**Goal**. Determine how many lines include "React". Give the number and nothing else.
** START OF Supplied records **
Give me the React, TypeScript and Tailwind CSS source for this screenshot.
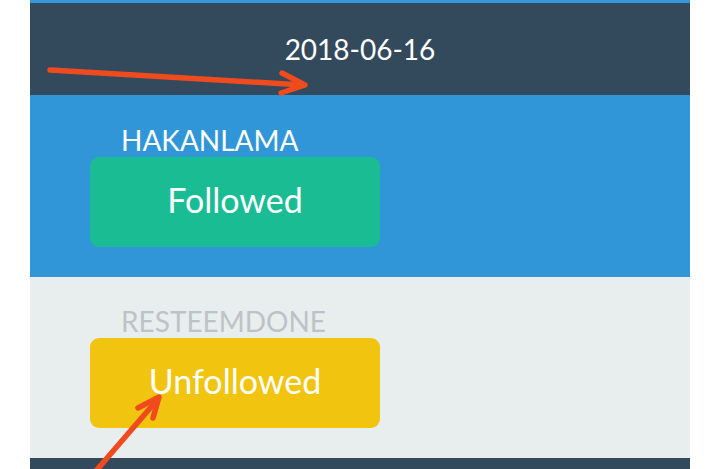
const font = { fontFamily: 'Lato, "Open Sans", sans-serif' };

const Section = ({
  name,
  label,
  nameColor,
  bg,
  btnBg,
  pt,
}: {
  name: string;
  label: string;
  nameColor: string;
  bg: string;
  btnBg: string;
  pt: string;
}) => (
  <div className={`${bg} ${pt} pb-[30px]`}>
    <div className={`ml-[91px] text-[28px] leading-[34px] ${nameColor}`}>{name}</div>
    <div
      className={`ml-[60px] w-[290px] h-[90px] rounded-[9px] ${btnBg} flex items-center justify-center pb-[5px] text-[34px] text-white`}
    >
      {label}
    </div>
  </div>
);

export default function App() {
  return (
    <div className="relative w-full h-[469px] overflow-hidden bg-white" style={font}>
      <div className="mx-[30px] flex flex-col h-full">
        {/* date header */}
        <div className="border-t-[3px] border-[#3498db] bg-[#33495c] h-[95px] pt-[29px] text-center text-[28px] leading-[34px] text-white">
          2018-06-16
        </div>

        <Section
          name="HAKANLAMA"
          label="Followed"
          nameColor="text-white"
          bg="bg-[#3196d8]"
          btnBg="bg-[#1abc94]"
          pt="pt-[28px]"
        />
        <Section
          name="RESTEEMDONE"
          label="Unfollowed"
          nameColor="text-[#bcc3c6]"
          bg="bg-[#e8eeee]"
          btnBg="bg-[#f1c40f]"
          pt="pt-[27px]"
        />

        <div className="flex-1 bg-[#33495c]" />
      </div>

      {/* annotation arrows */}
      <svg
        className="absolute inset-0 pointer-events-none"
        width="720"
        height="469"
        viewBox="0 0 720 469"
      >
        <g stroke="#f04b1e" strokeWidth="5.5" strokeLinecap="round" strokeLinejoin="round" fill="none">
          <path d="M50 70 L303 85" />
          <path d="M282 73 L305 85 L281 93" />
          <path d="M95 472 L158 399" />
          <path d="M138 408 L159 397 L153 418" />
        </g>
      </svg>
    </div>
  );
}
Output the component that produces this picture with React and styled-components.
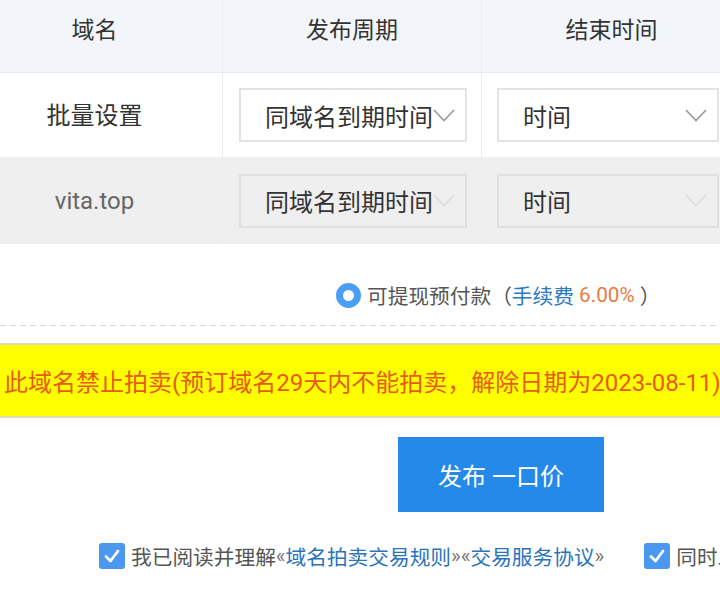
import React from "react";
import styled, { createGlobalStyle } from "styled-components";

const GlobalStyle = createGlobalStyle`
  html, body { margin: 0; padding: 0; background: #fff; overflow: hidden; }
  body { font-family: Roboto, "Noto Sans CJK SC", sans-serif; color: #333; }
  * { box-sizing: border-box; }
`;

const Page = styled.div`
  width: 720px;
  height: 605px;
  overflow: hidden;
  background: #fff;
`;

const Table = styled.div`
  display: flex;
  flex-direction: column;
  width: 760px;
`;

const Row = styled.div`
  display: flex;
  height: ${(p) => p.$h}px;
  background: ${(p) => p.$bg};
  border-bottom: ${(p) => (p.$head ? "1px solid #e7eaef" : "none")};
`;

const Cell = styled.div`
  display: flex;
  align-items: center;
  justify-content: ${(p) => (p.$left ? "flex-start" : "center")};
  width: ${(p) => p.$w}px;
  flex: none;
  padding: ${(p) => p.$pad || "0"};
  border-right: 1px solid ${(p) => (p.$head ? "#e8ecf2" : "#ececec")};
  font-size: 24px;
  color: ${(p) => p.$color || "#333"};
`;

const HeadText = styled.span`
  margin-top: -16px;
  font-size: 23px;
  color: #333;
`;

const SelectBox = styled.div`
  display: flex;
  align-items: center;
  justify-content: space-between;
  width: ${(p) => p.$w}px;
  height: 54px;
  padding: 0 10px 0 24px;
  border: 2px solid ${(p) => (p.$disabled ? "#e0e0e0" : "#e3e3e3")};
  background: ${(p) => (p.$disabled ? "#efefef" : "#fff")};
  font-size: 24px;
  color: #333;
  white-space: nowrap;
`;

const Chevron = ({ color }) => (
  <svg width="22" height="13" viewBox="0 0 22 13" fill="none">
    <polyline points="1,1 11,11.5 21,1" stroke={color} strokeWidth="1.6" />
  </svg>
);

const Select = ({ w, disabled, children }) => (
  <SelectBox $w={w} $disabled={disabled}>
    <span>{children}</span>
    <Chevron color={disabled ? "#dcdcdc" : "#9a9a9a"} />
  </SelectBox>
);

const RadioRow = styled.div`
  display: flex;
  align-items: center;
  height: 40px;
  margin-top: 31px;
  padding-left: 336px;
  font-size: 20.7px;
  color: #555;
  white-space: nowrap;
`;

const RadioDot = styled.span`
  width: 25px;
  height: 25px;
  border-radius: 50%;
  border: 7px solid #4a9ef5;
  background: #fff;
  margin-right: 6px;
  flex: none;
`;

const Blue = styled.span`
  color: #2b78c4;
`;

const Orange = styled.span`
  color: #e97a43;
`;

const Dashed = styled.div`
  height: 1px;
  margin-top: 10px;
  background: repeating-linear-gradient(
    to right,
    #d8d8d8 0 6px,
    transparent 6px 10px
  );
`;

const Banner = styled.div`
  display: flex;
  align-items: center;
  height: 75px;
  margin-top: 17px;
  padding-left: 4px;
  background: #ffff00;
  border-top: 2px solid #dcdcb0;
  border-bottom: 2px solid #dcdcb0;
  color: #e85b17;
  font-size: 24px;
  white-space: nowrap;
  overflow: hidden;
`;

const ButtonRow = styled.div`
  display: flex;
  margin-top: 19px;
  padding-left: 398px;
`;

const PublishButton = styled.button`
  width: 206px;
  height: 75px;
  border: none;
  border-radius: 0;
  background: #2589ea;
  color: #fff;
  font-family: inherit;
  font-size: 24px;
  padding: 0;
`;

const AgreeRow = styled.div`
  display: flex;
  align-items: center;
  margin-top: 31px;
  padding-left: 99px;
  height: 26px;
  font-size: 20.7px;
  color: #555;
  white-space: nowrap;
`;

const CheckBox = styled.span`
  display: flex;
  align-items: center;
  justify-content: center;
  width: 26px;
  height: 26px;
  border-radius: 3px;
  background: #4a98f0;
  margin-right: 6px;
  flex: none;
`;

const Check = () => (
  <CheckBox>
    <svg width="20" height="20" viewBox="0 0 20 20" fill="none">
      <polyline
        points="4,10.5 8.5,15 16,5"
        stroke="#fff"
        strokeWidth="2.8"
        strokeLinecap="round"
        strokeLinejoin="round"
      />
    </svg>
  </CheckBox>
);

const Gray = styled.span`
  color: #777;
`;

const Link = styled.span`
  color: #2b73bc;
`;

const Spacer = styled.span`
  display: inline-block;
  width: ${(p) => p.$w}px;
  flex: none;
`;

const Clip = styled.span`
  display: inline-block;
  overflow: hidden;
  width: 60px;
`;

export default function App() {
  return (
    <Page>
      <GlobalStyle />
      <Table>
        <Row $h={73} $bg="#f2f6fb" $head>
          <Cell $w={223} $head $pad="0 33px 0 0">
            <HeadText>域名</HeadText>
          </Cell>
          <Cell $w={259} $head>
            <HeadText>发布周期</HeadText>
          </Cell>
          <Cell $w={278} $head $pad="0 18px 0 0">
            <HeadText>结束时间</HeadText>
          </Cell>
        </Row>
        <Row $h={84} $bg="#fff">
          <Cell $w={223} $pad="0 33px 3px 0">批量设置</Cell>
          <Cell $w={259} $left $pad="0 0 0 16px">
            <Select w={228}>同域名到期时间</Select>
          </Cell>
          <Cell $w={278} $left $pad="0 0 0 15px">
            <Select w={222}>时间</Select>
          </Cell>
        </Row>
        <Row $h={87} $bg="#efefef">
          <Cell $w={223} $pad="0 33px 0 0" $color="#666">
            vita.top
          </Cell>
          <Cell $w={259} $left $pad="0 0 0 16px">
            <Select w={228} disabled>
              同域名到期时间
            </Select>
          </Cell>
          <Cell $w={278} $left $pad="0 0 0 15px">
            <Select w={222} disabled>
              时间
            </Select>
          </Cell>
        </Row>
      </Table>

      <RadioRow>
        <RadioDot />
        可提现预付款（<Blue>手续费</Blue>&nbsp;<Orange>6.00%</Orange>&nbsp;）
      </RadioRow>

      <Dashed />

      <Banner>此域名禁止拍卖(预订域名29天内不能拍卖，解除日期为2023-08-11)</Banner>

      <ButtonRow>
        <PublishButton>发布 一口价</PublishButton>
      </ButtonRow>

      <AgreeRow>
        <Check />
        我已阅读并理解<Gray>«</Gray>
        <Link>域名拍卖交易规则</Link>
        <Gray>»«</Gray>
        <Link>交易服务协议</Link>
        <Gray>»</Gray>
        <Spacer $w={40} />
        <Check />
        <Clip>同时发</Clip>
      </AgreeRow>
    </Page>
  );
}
** END OF Supplied records **
**Answer to this exercise**. 3